Demetrius Rhaney

No. 65, 61, 74, 62, 59
- Position: Center

Personal information
- Born: June 22, 1992 (age 33) Fort Lauderdale, Florida, U.S.
- Listed height: 6 ft 2 in (1.88 m)
- Listed weight: 300 lb (136 kg)

Career information
- High school: Stranahan (Fort Lauderdale)
- College: Ellsworth CC (2010–2011); Tennessee State (2012–2013);
- NFL draft: 2014: 7th round, 250th overall pick

Career history
- St. Louis / Los Angeles Rams (2014–2016); Jacksonville Jaguars (2017)*; Washington Redskins (2017–2018); Memphis Express (2019); Hamilton Tiger-Cats (2019); Buffalo Bills (2019)*; Houston Roughnecks (2020);
- * Offseason and/or practice squad member only

Career NFL statistics
- Games played: 33
- Games started: 1
- Stats at Pro Football Reference

= Demetrius Rhaney =

American football player (born 1992)

Demetrius Rhaney (born June 22, 1992) is an American former professional football center. He was selected by the St. Louis Rams in the seventh round of the 2014 NFL draft. He played college football at Tennessee State, having also played at Ellsworth Community College.

==Early life==
A native of Fort Lauderdale, Florida, Rhaney lost his mother, Veronica Dixon to a sudden illness when he was in seventh grade. He attended Academy High School in Coral Springs, Florida, before it was shut down, and later Stranahan High School.

==College career==
Because his transcript from Academy was lost, he could not meet NCAA requirements to accept a scholarship offer from Alabama A&M University. Instead, he enrolled at Ellsworth CC, and later Tennessee State.

==Professional career==
===St. Louis / Los Angeles Rams===
Rhaney was selected by the St. Louis Rams in the seventh round, 250th overall, of the 2014 NFL draft. On June 20, 2017, Rhaney was waived by the Rams.

===Jacksonville Jaguars===
On June 21, 2017, Rhaney was claimed off waivers by the Jacksonville Jaguars. He was released on September 1, 2017.

===Washington Redskins===
On November 21, 2017, Rhaney signed with the Washington Redskins.

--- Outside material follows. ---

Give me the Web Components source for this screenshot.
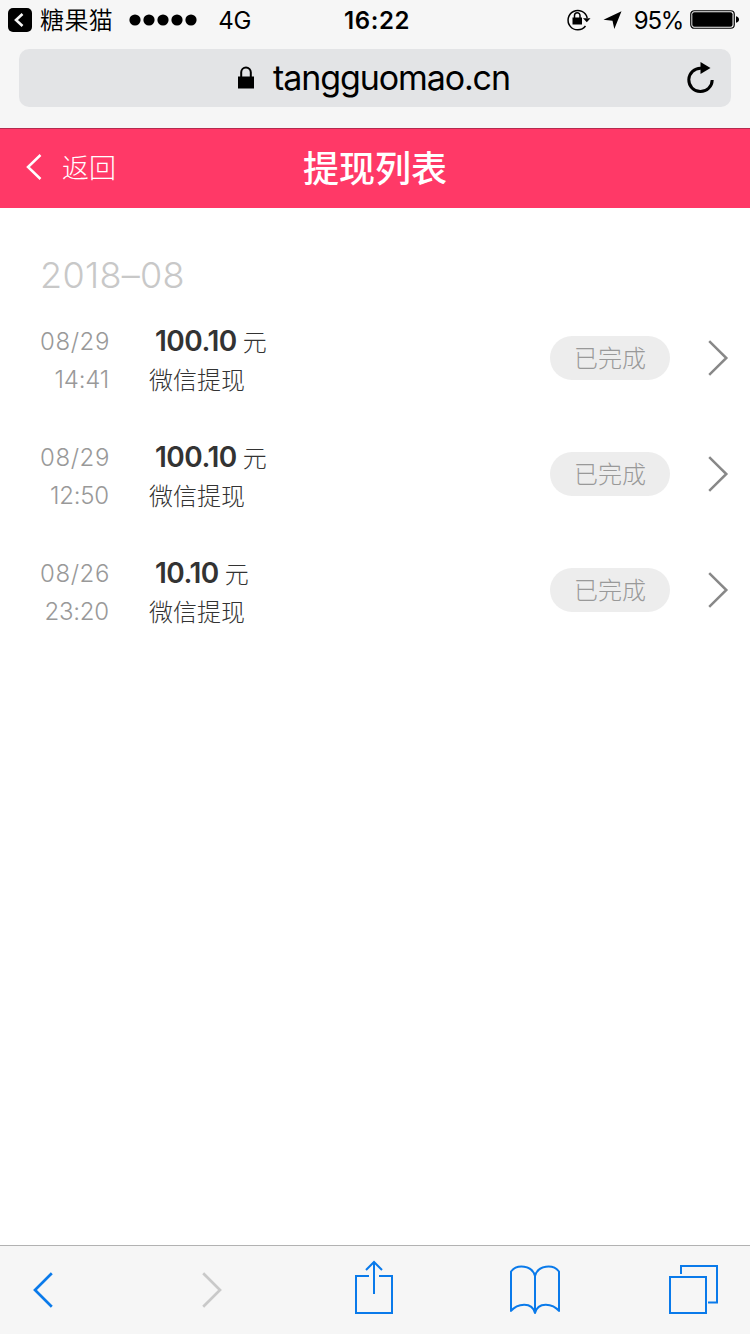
<!DOCTYPE html>
<html lang="zh-CN">
<head>
<meta charset="utf-8">
<title>提现列表</title>
<style>
	body {
		margin: 0;
		background: #fff;
		font-family: Inter, "Noto Sans CJK SC", sans-serif;
	}
</style>
</head>
<body>
<phone-screen>
	<status-bar slot="top" app="糖果猫" network="4G" time="16:22" battery="95%"></status-bar>
	<address-bar slot="top">tangguomao.cn</address-bar>
	<nav-header slot="top" back="返回">提现列表</nav-header>
	<month-group>
		<span slot="month">2018–08</span>
		<withdraw-item date="08/29" time="14:41" amount="100.10" status="已完成">微信提现</withdraw-item>
		<withdraw-item date="08/29" time="12:50" amount="100.10" status="已完成">微信提现</withdraw-item>
		<withdraw-item date="08/26" time="23:20" amount="10.10" status="已完成">微信提现</withdraw-item>
	</month-group>
	<tool-bar slot="bottom"></tool-bar>
</phone-screen>

<script>
class BaseElement extends HTMLElement {
	constructor() {
		super();
		this.attachShadow({ mode: "open" });
		const tmpl = document.createElement("template");
		tmpl.innerHTML = this.constructor.markup;
		this.shadowRoot.appendChild(tmpl.content.cloneNode(true));
	}

	connectedCallback() {
		// every [data-attr] node shows the host attribute of that name
		this.shadowRoot.querySelectorAll("[data-attr]").forEach((node) => {
			node.textContent = this.getAttribute(node.dataset.attr);
		});
	}
}

// name: [width, height, shapes]
const ICONS = {
	app: [24, 24, `<rect width="24" height="24" rx="5" fill="#000"/><path d="M14.5 6 8 12l6.5 6" stroke="#f6f6f6" stroke-width="2.6"/>`],
	signal: [68, 12, [6, 20, 34, 48, 62].map((x) => `<circle cx="${x}" cy="6" r="5.6" fill="#000"/>`).join("")],
	rotation: [24, 22, `<path d="M20.2 9A9.7 9.7 0 1 0 18.5 17" stroke-width="1.5"/><path d="M16 9.3h7.5l-3.7 4z" fill="currentColor"/><rect x="5.5" y="8.5" width="9.5" height="7" fill="currentColor"/><path d="M7.5 10V6.500a2.750 2.750 0 0 1 5.500 0V10" stroke-width="1.5"/>`],
	location: [20, 18, `<path d="M18.5.3.5 8.800 9.500 9.800 11.300 18z" fill="currentColor"/>`],
	battery: [50, 20, `<rect x=".75" y=".75" width="43.5" height="17.5" rx="3.5" stroke-width="1.2"/><rect x="2.3" y="2.3" width="40.2" height="14.4" rx="2" fill="currentColor"/><path d="M46 6.2q3 .8 3 3.3t-3 3.3z" fill="currentColor"/>`],
	lock: [16, 23, `<rect x="0" y="10.5" width="16" height="12" fill="currentColor"/><path d="M3.2 11V6.3a4.8 4.8 0 0 1 9.6 0V11" stroke-width="2"/>`],
	reload: [28, 32, `<path d="M14 6.2A11.7 11.7 0 1 0 25.2 18" stroke-width="3"/><path d="M13.5 0v12l10-6z" fill="currentColor"/>`],
	back: [16, 26, `<path d="M14.5 1 2 13l12.5 12" stroke-width="2.5"/>`],
	more: [20, 36, `<path d="M1.2 1.2 18.3 18 1.2 34.8" stroke-width="2.5"/>`],
	prev: [20, 36, `<path d="M18.8 1.2 2 18l16.8 16.8" stroke-width="2.7"/>`],
	next: [20, 36, `<path d="M1.2 1.2 18 18 1.2 34.8" stroke-width="2.7"/>`],
	share: [38, 53, `<path d="M14 15H1v37h36V15H24" stroke-width="2"/><path d="M19 33V1.5M11 9l8-8 8 8" stroke-width="2"/>`],
	book: [50, 50, `<path d="M25 12C22 1 7 0 1 7.5V47C7 39.5 22 37 25 49 28 37 43 39.5 49 47V7.5C43 0 28 1 25 12V48" stroke-width="2" stroke-linejoin="round"/>`],
	tabs: [49, 49, `<rect x="1" y="12" width="36" height="36" stroke-width="2"/><path d="M12 9V1h36v36.5h-9" stroke-width="2"/>`],
};

class UiIcon extends BaseElement {
	static get markup() {
		return `<style>:host { display: block; flex: none; } svg { display: block; overflow: visible; }</style><svg fill="none" stroke="none"></svg>`;
	}

	connectedCallback() {
		const [width, height, shapes] = ICONS[this.getAttribute("name")];
		const svg = this.shadowRoot.querySelector("svg");
		svg.setAttribute("width", width);
		svg.setAttribute("height", height);
		svg.setAttribute("viewBox", `0 0 ${width} ${height}`);
		svg.innerHTML = shapes;
		svg.querySelectorAll("[stroke-width]:not([stroke])").forEach((shape) => {
			shape.setAttribute("stroke", "currentColor");
		});
	}
}

class PhoneScreen extends BaseElement {
	static get markup() {
		return `
		<style>
		:host {
			display: flex;
			flex-direction: column;
			width: 750px;
			height: 1334px;
			overflow: hidden;
			background: #fff;
		}
		main { flex: 1; }
		</style>
		<slot name="top"></slot>
		<main><slot></slot></main>
		<slot name="bottom"></slot>`;
	}
}

class StatusBar extends BaseElement {
	static get markup() {
		return `
		<style>
		:host {
			display: grid;
			grid-template-columns: 344px 1fr auto;
			align-items: center;
			box-sizing: border-box;
			height: 40px;
			padding-right: 10px;
			background: #f6f6f6;
			color: #000;
			font-size: 24px;
			line-height: 38px;
			white-space: nowrap;
		}
		div { display: flex; align-items: center; height: 40px; }
		span { padding-top: 2px; }
		.left { padding-left: 8px; }
		.app { margin: 0 16px 0 8px; font-weight: 350; letter-spacing: 0.4px; }
		.network { margin-left: 21px; letter-spacing: -0.3px; }
		.time { font-weight: 600; letter-spacing: 0.6px; }
		.battery { margin: 0 7px 0 11px; letter-spacing: -1.3px; }
		.location { margin-left: 12px; }
		</style>
		<div class="left">
			<ui-icon name="app"></ui-icon>
			<span class="app" data-attr="app"></span>
			<ui-icon name="signal"></ui-icon>
			<span class="network" data-attr="network"></span>
		</div>
		<span class="time" data-attr="time"></span>
		<div>
			<ui-icon name="rotation"></ui-icon>
			<ui-icon class="location" name="location"></ui-icon>
			<span class="battery" data-attr="battery"></span>
			<ui-icon name="battery"></ui-icon>
		</div>`;
	}
}

class AddressBar extends BaseElement {
	static get markup() {
		return `
		<style>
		:host {
			display: block;
			box-sizing: border-box;
			height: 88px;
			padding: 9px 19px 0;
			background: #f6f6f6;
			color: #000;
		}
		.field {
			display: flex;
			align-items: center;
			box-sizing: border-box;
			height: 58px;
			padding: 0 16px 0 219px;
			border-radius: 10px;
			background: #e3e4e6;
		}
		.url {
			flex: 1;
			margin-left: 19px;
			font-size: 34px;
			letter-spacing: -1.1px;
			line-height: 56px;
		}
		ui-icon { margin-bottom: 1px; }
		</style>
		<div class="field">
			<ui-icon name="lock"></ui-icon>
			<span class="url"><slot></slot></span>
			<ui-icon name="reload"></ui-icon>
		</div>`;
	}
}

class NavHeader extends BaseElement {
	static get markup() {
		return `
		<style>
		:host {
			display: grid;
			grid-template-columns: 1fr auto 1fr;
			align-items: center;
			box-sizing: border-box;
			height: 80px;
			border-top: 1px solid #b52b4e;
			background: #ff3967;
			color: #fff;
		}
		.back {
			display: flex;
			align-items: center;
			gap: 20px;
			padding: 0 0 4px 26px;
			font-size: 27px;
			font-weight: 300;
		}
		h1 {
			margin: 0;
			font-size: 36px;
			font-weight: 500;
			line-height: 78px;
		}
		</style>
		<div class="back"><ui-icon name="back"></ui-icon><span data-attr="back"></span></div>
		<h1><slot></slot></h1>`;
	}
}

class MonthGroup extends BaseElement {
	static get markup() {
		return `
		<style>
		:host { display: block; padding-top: 41px; }
		h2 {
			margin: 0;
			padding-left: 40px;
			height: 51px;
			color: #c8c8c8;
			font-size: 36px;
			font-weight: 300;
			letter-spacing: 0.3px;
			line-height: 53px;
		}
		</style>
		<h2><slot name="month"></slot></h2>
		<slot></slot>`;
	}
}

class WithdrawItem extends BaseElement {
	static get markup() {
		return `
		<style>
		:host {
			display: grid;
			grid-template-columns: 109px 1fr 120px 58px;
			align-items: center;
			box-sizing: border-box;
			height: 116px;
			padding-right: 22px;
			font-size: 24px;
			line-height: 38px;
			white-space: nowrap;
		}
		.when {
			display: flex;
			flex-direction: column;
			align-items: flex-end;
			padding-top: 5px;
			color: #999;
			font-weight: 300;
		}
		.date { letter-spacing: 0.6px; margin-right: -1px; }
		.time { letter-spacing: -0.2px; }
		.what {
			display: flex;
			flex-direction: column;
			padding: 5px 0 0 40px;
			color: #333;
			font-weight: 300;
		}
		.sum { display: flex; align-items: baseline; gap: 6px; padding-left: 6px; height: 40px; }
		b { font-size: 28px; font-weight: 600; letter-spacing: -0.5px; }
		.status {
			height: 44px;
			border-radius: 22px;
			background: #ededed;
			color: #999;
			font-weight: 300;
			line-height: 45px;
			text-align: center;
		}
		ui-icon { margin-left: 38px; color: #888; }
		</style>
		<div class="when"><span class="date" data-attr="date"></span><span class="time" data-attr="time"></span></div>
		<div class="what">
			<div class="sum"><b data-attr="amount"></b><span>元</span></div>
			<slot></slot>
		</div>
		<div class="status" data-attr="status"></div>
		<ui-icon name="more"></ui-icon>`;
	}
}

class ToolBar extends BaseElement {
	static get markup() {
		return `
		<style>
		:host {
			display: grid;
			grid-template-columns: 169px 153px 155px 159px auto;
			align-items: end;
			box-sizing: border-box;
			height: 89px;
			padding: 0 0 20px 33px;
			border-top: 1px solid #b2b2b2;
			background: #f6f6f6;
			color: #0a7aea;
		}
		.chevron { margin-bottom: 6px; }
		.off { color: #c9c9c9; }
		</style>
		<ui-icon class="chevron" name="prev"></ui-icon>
		<ui-icon class="chevron off" name="next"></ui-icon>
		<ui-icon name="share"></ui-icon>
		<ui-icon name="book"></ui-icon>
		<ui-icon name="tabs"></ui-icon>`;
	}
}

customElements.define("ui-icon", UiIcon);
customElements.define("phone-screen", PhoneScreen);
customElements.define("status-bar", StatusBar);
customElements.define("address-bar", AddressBar);
customElements.define("nav-header", NavHeader);
customElements.define("month-group", MonthGroup);
customElements.define("withdraw-item", WithdrawItem);
customElements.define("tool-bar", ToolBar);
</script>
</body>
</html>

On September 1, 2018, Rhaney was waived for final roster cuts before the start of the 2018 season. He was re-signed on December 5, 2018, but was waived six days later.

===Memphis Express===
In 2019, Rhaney joined the Memphis Express of the Alliance of American Football (AAF).

===Hamilton Tiger-Cats===
After the AAF ceased operations in April 2019, Rhaney signed with the Hamilton Tiger-Cats of the Canadian Football League on May 23, 2019.

===Buffalo Bills===
On August 10, 2019, Rhaney was signed by the Buffalo Bills. He was waived on August 31, 2019.

===Houston Roughnecks===
Rhaney was selected in the 2020 XFL draft by the Houston Roughnecks. He had his contract terminated when the league suspended operations on April 10, 2020.